Treatment of the Issue by the Court
Issue | How the Court Dealt with the Issue |
---|---|
Whether the High Court was justified in reducing the sentence to a fine? | The Supreme Court acknowledged that the High Court’s punishment was low. However, considering the fact that the respondents had already served some jail time, the incident occurred in 2007, and the parties had settled the matter, the Court decided not to impose further incarceration. Instead, the Court enhanced the fine amount to be paid to the victim. |
Authorities
The Supreme Court did not explicitly cite any specific cases or legal provisions in its reasoning other than the provisions of the Indian Penal Code which were the basis of the charges. The Court’s decision was based on the specific facts and circumstances of the case, particularly the fact that the parties had settled the matter and the accused had already undergone some period of imprisonment.
Authority | Court | How the Authority was Considered |
---|---|---|
Section 147, Indian Penal Code, 1860 | Indian Parliament | Basis for the charge of rioting. |
Section 148, Indian Penal Code, 1860 | Indian Parliament | Basis for the charge of rioting with a deadly weapon. |
Section 323, Indian Penal Code, 1860 | Indian Parliament | Basis for the charge of voluntarily causing hurt. |
Section 324, Indian Penal Code, 1860 | Indian Parliament | Basis for the charge of voluntarily causing hurt by dangerous weapons or means. |
Section 504, Indian Penal Code, 1860 | Indian Parliament | Basis for the charge of intentional insult with intent to provoke breach of the peace. |
Section 307, Indian Penal Code, 1860 | Indian Parliament | Basis for the charge of attempt to murder. |
Section 149, Indian Penal Code, 1860 | Indian Parliament | Basis for the charge of common intention. |
Judgment
Submission by Parties | How the Court Treated the Submission |
---|---|
The State of Karnataka argued that the High Court’s reduction of the sentence was insufficient. | The Court agreed that the punishment ordered by the High Court was too low. |
The respondents-accused argued that the High Court’s sentence was sufficient, considering they had already served some jail time and the parties had “purchased peace.” | The Court considered the fact that the respondents had already undergone some period in jail, the incident occurred in 2007, and the parties had settled the matter.

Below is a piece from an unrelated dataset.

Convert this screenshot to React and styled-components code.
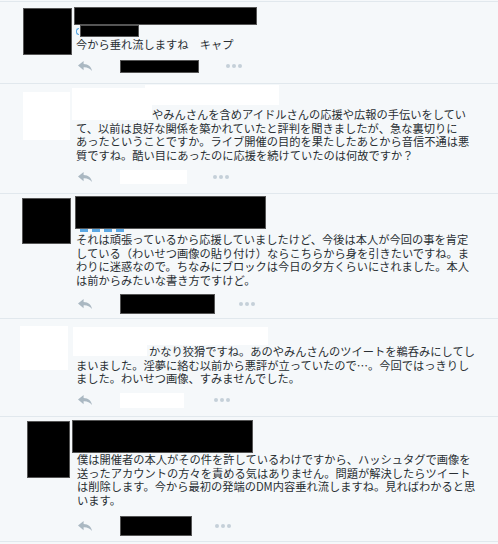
import React from "react";
import styled, { createGlobalStyle } from "styled-components";

const GlobalStyle = createGlobalStyle`
  html, body {
    margin: 0;
    padding: 0;
    background: #f5f8fa;
  }
  body {
    font-family: "Noto Sans CJK JP", "Noto Sans", sans-serif;
    color: #292f33;
  }
`;

const Stream = styled.ol`
  list-style: none;
  margin: 1px 0 0;
  padding: 0;
  width: 498px;
  border-top: 1px solid #e1e8ed;
`;

const Tweet = styled.li`
  display: flex;
  height: ${(p) => p.$h}px;
  box-sizing: border-box;
  border-bottom: 1px solid #e1e8ed;
`;

const AvatarCol = styled.div`
  flex: none;
  width: 74px;
`;

const Avatar = styled.div`
  box-sizing: border-box;
  width: ${(p) => p.$w}px;
  height: ${(p) => p.$h}px;
  margin: ${(p) => p.$y}px 0 0 ${(p) => p.$x}px;
  background: ${(p) => (p.$light ? "#fff" : "#000")};
  border: ${(p) => (p.$light ? "none" : "1px solid #555")};
`;

const Body = styled.div`
  flex: 1;
  padding-top: ${(p) => p.$top}px;
`;

/* redacted name block that sits in the header flow */
const NameBar = styled.div`
  box-sizing: border-box;
  width: ${(p) => p.$w}px;
  height: ${(p) => p.$h}px;
  margin-left: ${(p) => p.$x || 0}px;
  background: #000;
  border: 1px solid #555;
`;

const HandleRow = styled.div`
  display: flex;
  align-items: center;
  margin-left: 2px;
`;

const AtSliver = styled.span`
  width: 3px;
  height: 7px;
  border: 1.5px solid #5aa7e3;
  border-right: none;
  border-radius: 4px 0 0 4px;
  box-sizing: border-box;
`;

const HandleDashes = styled.div`
  width: 45px;
  height: 3px;
  margin-left: 6px;
  background: repeating-linear-gradient(
    90deg,
    #5aa7e3 0 8px,
    transparent 8px 12px
  );
`;

/* header whose white redaction lies over the name and part of the first line */
const CoveredHeader = styled.div`
  position: relative;
  height: ${(p) => p.$h}px;
`;

const Cover = styled.div`
  position: absolute;
  left: ${(p) => p.$x}px;
  top: ${(p) => p.$y}px;
  width: ${(p) => p.$w}px;
  height: ${(p) => p.$h}px;
  background: #fff;
`;

const Text = styled.p`
  margin: ${(p) => p.$mt || 0}px 0 0;
  padding-left: ${(p) => p.$pl || 2}px;
  font-size: 11.25px;
  line-height: 13.6px;
  white-space: nowrap;
  text-indent: ${(p) => p.$indent || 0}px;
`;

const Actions = styled.div`
  display: flex;
  align-items: center;
  margin-top: ${(p) => p.$mt}px;
  padding-left: 4px;
`;

const ReplyIcon = styled.svg`
  flex: none;
  width: 14px;
  height: 10px;
  fill: #aab8c2;
`;

const Stat = styled.div`
  box-sizing: border-box;
  width: ${(p) => p.$w}px;
  height: ${(p) => p.$h}px;
  margin-left: 28px;
  background: ${(p) => (p.$light ? "#fff" : "#000")};
  border: ${(p) => (p.$light ? "none" : "1px solid #555")};
`;

const More = styled.div`
  display: flex;
  gap: 2px;
  margin-left: ${(p) => p.$gap}px;
  span {
    width: 4px;
    height: 4px;
    border-radius: 50%;
    background: #c5d0d8;
  }
`;

function TweetText({ lines, ...rest }) {
  return (
    <Text {...rest}>
      {lines.map((line, i) => (
        <React.Fragment key={i}>
          {i > 0 && <br />}
          {line}
        </React.Fragment>
      ))}
    </Text>
  );
}

function ActionBar({ mt, w, h, light, gap }) {
  return (
    <Actions $mt={mt}>
      <ReplyIcon viewBox="0 0 14 10">
        <path d="M5.6 0 L0 4.6 L5.6 9.2 V6.3 C9.2 6.1 11.6 7.3 14 10 C13.3 5.6 10.6 3.1 5.6 2.9 Z" />
      </ReplyIcon>
      <Stat $w={w} $h={h} $light={light} />
      <More $gap={gap}>
        <span />
        <span />
        <span />
      </More>
    </Actions>
  );
}

export default function App() {
  return (
    <>
      <GlobalStyle />
      <Stream>
        <Tweet $h={82}>
          <AvatarCol>
            <Avatar $x={23} $y={6} $w={49} $h={47} />
          </AvatarCol>
          <Body $top={5}>
            <NameBar $w={183} $h={18} />
            <HandleRow>
              <AtSliver />
              <NameBar $w={59} $h={12} $x={1} />
            </HandleRow>
            <TweetText $mt={1} lines={["今から垂れ流しますね　キャプ"]} />
            <ActionBar mt={8} w={79} h={13} gap={27} />
          </Body>
        </Tweet>

        <Tweet $h={110}>
          <AvatarCol>
            <Avatar $light $x={23} $y={8} $w={47} $h={48} />
          </AvatarCol>
          <Body $top={1}>
            <CoveredHeader $h={20}>
              <Cover $x={-2} $y={3} $w={80} $h={32} />
              <Cover $x={71} $y={0} $w={134} $h={20} />
            </CoveredHeader>
            <TweetText
              $mt={3}
              $indent={76}
              lines={[
                "やみんさんを含めアイドルさんの応援や広報の手伝いをしてい",
                "て、以前は良好な関係を築かれていたと評判を聞きましたが、急な裏切りに",
                "あったということですか。ライブ開催の目的を果たしたあとから音信不通は悪",
                "質ですね。酷い目にあったのに応援を続けていたのは何故ですか？",
              ]}
            />
            <ActionBar mt={8} w={67} h={14} light gap={26} />
          </Body>
        </Tweet>

        <Tweet $h={125}>
          <AvatarCol>
            <Avatar $x={22} $y={4} $w={49} $h={46} />
          </AvatarCol>
          <Body $top={2}>
            <NameBar $w={191} $h={33} $x={1} />
            <HandleDashes />
            <TweetText
              $mt={1}
              lines={[
                "それは頑張っているから応援していましたけど、今後は本人が今回の事を肯定",
                "している（わいせつ画像の貼り付け）ならこちらから身を引きたいですね。ま",
                "わりに迷惑なので。ちなみにブロックは今日の夕方くらいにされました。本人",
                "は前からみたいな書き方ですけど。",
              ]}
            />
            <ActionBar mt={7} w={95} h={20} gap={24} />
          </Body>
        </Tweet>

        <Tweet $h={98}>
          <AvatarCol>
            <Avatar $light $x={20} $y={7} $w={48} $h={44} />
          </AvatarCol>
          <Body $top={8}>
            <CoveredHeader $h={18}>
              <Cover $x={-1} $y={0} $w={195} $h={18} />
              <Cover $x={-1} $y={0} $w={74} $h={29} />
            </CoveredHeader>
            <TweetText
              $indent={73}
              lines={[
                "かなり狡猾ですね。あのやみんさんのツイートを鵜呑みにしてし",
                "まいました。淫夢に絡む以前から悪評が立っていたので…。今回ではっきりし",
                "ました。わいせつ画像、すみませんでした。",
              ]}
            />
            <ActionBar mt={7} w={64} h={15} light gap={30} />
          </Body>
        </Tweet>

        <Tweet $h={125}>
          <AvatarCol>
            <Avatar $x={27} $y={4} $w={43} $h={57} />
          </AvatarCol>
          <Body $top={3}>
            <NameBar $w={181} $h={33} $x={-2} />
            <TweetText
              $pl={3}
              lines={[
                "僕は開催者の本人がその件を許しているわけですから、ハッシュタグで画像を",
                "送ったアカウントの方々を責める気はありません。問題が解決したらツイート",
                "は削除します。今から最初の発端のDM内容垂れ流しますね。見ればわかると思",
                "います。",
              ]}
            />
            <ActionBar mt={9} w={72} h={20} gap={23} />
          </Body>
        </Tweet>
      </Stream>
    </>
  );
}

However, the court did not agree with the High Court that only a fine was sufficient. |
The Supreme Court, while acknowledging that the High Court’s punishment was too low, decided against further incarceration, considering that the respondents had already undergone some jail time, the incident occurred in 2007, and the parties had “purchased peace.”
The Court, however, enhanced the fine amount to Rs. 50,000, in addition to what had already been paid to the victim. This enhanced fine was to be paid to the victim, PW5, within three months, with the amount to be deposited in the trial court within two months. In the event of default, the respondents were to undergo imprisonment for three months.
What weighed in the mind of the Court?
The Supreme Court’s decision was influenced by a combination of factors. The Court recognized the need for adequate punishment for the offences committed. However, it also considered the fact that the respondents had already spent some time in jail, the incident was old, and the parties had settled the matter, indicating a desire for closure and peace. The Court balanced these considerations by enhancing the fine amount instead of imposing further imprisonment.
Sentiment | Percentage |
---|---|
Past incarceration of the accused | 30% |
Incident occurring in 2007 | 25% |
Parties purchasing peace | 25% |
Need for adequate punishment | 20% |
Ratio | Percentage |
---|---|
Fact | 70% |
Law | 30% |
The Supreme Court’s decision was influenced by the specific circumstances of the case, particularly the fact that the parties had settled the matter and the accused had already undergone some period of imprisonment. The Court balanced the need for adequate punishment with the practical realities of the situation.
The Court stated, “though this Court is also of the view that the punishment, as ordered by the High Court, is too low, however, having regard to the fact that the respondents have already undergone some period in jail and taking note of the fact that the incident occurred in the year 2007 and since the parties have purchased peace, we are of the view, in the peculiar facts of this case, that no further sentence of incarceration needs to be imposed.”
The Court further stated, “However, the respondents-accused should be visited with a higher amount of fine, which shall be paid to the victim.”
Finally, the Court directed, “these appeals are disposed of, imposing a total fine of Rs. 50,000/- (Rupees Fifty Thousand) in addition to what has already been paid to the victim.”
Key Takeaways
- The Supreme Court can enhance sentences imposed by High Courts even if the parties have settled the matter.
- Courts will consider the period of incarceration already undergone by the accused.
- The fact that parties have “purchased peace” can be a mitigating factor, but it does not automatically lead to a reduction in sentence.
- In cases where the court deems a sentence to be too low, it can enhance the fine amount to be paid to the victim.
Directions
The Supreme Court directed the respondents-accused to pay a total fine of Rs. 50,000 to the victim, PW5, in addition to what had already been paid. This amount was to be deposited in the trial court within two months, and the payment was to be made to the victim within three months. In the event of default, the respondents were to undergo imprisonment for three months.
Development of Law
The judgment reinforces the principle that while the courts consider the settlement between parties and the period of incarceration already served, they also have the authority to enhance the punishment if the original sentence is deemed too low. This case clarifies that “purchasing peace” does not automatically lead to a reduction in sentence, and the court may impose a higher fine in lieu of further imprisonment. The ratio decidendi is that the court can enhance the punishment by imposing a higher fine if the original sentence is deemed too low, even if parties have settled the matter and the accused have already undergone some jail time.
Conclusion
In the case of State of Karnataka vs. Kaisarbaig & Ors., the Supreme Court, while acknowledging the High Court’s decision to reduce the sentence to a fine, found the punishment to be too low. The Supreme Court, however, did not impose further imprisonment, considering the past incarceration, the age of the incident, and the settlement between the parties. Instead, the Supreme Court enhanced the fine amount to Rs. 50,000, to be paid to the victim, reinforcing the principle that courts can enhance punishment even in cases where parties have settled and the accused have undergone some jail time.